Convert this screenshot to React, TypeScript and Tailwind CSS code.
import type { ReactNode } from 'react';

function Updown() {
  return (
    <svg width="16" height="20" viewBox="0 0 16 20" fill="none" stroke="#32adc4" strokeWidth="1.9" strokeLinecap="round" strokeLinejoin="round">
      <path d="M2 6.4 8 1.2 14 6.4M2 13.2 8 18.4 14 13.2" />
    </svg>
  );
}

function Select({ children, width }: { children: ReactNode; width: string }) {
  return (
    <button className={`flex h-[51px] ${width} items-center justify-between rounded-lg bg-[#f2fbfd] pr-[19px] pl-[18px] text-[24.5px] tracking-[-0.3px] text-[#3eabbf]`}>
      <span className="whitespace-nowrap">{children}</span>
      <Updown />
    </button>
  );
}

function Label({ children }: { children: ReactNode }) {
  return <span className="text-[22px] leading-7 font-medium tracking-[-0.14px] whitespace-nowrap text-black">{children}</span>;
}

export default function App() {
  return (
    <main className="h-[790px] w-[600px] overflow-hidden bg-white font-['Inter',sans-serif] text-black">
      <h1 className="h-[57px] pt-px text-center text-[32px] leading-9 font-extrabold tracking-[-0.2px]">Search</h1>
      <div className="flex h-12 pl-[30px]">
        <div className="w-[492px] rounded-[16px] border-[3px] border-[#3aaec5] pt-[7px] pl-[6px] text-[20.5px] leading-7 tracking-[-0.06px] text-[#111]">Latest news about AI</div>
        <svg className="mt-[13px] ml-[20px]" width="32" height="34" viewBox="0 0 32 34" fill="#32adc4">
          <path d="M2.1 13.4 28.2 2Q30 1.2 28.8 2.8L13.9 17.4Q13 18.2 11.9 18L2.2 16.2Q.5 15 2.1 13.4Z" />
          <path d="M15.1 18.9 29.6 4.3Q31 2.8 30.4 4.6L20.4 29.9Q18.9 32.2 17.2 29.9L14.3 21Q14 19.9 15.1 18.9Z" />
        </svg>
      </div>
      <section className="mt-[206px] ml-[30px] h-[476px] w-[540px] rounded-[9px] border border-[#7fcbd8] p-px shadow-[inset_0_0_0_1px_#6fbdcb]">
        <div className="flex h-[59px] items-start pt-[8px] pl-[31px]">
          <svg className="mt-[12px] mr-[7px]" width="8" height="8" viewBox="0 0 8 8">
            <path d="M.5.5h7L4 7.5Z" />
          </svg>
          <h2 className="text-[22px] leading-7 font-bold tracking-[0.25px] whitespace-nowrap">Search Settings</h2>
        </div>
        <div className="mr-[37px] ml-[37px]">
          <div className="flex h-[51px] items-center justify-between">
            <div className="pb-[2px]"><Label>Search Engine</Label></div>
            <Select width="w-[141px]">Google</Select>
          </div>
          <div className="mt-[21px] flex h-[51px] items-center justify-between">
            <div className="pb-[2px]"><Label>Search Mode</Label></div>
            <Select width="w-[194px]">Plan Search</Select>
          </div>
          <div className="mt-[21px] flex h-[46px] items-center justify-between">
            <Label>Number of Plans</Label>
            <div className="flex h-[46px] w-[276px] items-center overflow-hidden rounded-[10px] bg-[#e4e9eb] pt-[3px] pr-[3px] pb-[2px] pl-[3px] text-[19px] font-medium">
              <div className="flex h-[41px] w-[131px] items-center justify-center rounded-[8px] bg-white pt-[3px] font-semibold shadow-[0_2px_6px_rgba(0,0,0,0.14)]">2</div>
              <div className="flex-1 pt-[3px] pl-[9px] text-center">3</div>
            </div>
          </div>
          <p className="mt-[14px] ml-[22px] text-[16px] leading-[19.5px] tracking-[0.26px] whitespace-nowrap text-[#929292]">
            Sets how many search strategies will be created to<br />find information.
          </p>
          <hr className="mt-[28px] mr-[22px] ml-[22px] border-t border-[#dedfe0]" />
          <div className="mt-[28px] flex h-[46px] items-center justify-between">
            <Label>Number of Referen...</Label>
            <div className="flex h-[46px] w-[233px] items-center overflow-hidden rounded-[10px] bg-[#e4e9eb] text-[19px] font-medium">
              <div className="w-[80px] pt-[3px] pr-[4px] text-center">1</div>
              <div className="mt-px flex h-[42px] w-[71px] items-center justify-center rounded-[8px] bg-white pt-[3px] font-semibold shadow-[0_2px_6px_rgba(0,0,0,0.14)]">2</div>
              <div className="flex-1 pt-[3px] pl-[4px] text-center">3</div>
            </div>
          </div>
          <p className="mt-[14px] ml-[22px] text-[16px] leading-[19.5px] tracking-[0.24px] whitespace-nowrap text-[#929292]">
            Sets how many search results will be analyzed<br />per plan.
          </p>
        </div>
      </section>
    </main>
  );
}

--

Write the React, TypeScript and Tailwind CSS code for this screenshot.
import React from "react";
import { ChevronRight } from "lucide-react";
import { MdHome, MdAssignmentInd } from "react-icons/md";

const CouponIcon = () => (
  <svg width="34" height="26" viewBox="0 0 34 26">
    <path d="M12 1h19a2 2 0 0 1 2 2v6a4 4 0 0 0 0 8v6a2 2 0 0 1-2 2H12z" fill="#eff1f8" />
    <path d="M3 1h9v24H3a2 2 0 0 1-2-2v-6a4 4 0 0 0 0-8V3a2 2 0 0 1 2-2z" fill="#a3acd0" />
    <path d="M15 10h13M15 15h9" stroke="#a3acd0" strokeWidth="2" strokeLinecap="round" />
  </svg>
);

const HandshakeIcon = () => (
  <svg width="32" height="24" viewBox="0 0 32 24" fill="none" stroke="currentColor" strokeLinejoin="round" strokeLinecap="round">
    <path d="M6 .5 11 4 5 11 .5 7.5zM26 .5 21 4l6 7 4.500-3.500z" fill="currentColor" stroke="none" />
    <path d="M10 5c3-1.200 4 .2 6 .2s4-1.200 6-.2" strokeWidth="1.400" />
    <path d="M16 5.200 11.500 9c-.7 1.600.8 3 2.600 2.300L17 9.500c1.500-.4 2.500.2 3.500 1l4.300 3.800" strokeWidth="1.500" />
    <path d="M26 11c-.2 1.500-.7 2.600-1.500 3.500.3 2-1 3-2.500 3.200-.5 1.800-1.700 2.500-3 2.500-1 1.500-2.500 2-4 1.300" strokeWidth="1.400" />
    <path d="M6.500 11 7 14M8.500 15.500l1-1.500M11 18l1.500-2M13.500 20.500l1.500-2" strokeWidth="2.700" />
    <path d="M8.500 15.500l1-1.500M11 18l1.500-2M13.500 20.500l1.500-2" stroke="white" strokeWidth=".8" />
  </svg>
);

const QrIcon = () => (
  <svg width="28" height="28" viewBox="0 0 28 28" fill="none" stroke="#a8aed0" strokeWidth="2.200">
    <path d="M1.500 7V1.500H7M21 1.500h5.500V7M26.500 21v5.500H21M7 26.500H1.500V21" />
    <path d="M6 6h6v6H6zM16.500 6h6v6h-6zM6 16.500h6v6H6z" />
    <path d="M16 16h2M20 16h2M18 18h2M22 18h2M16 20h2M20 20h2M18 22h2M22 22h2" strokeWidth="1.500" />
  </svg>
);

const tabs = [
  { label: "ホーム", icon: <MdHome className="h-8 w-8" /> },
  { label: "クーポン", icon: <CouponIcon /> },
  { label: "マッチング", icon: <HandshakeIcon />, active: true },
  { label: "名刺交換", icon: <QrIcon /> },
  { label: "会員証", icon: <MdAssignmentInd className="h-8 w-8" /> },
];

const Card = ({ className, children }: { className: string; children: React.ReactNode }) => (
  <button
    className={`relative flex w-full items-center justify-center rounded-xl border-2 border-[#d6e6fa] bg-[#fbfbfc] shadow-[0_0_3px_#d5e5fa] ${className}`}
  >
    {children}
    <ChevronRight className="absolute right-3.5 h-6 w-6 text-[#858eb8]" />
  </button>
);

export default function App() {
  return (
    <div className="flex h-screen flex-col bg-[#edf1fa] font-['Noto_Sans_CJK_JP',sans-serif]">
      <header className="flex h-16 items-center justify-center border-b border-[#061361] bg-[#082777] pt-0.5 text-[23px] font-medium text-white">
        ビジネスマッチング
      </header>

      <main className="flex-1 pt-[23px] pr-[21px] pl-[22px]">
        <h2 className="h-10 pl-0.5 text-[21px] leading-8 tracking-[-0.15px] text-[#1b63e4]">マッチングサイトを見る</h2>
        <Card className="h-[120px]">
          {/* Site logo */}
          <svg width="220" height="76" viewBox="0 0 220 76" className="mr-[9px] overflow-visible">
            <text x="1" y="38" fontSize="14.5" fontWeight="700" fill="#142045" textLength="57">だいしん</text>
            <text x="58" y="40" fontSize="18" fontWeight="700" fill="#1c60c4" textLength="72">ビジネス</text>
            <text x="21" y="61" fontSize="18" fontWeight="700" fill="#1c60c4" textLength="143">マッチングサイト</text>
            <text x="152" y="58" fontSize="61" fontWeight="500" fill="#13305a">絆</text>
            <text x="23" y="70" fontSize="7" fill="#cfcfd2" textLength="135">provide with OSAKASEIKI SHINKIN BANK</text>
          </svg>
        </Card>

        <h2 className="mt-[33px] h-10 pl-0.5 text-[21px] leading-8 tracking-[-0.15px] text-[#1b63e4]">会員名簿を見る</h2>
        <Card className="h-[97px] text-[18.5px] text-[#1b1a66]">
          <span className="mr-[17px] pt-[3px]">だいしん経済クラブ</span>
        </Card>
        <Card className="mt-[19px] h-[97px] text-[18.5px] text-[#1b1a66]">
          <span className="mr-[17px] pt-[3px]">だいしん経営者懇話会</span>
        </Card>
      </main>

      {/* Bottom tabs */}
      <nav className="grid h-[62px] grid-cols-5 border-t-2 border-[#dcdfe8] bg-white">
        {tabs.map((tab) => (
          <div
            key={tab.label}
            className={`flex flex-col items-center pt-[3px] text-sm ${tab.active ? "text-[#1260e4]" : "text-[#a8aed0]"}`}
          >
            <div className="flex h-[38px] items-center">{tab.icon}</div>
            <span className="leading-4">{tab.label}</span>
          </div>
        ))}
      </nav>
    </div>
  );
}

> [Directions for this task]: Copy out each line of the listing that holds "Tailwind".

> [Finished exercise]:
Convert this screenshot to React, TypeScript and Tailwind CSS code.
Write the React, TypeScript and Tailwind CSS code for this screenshot.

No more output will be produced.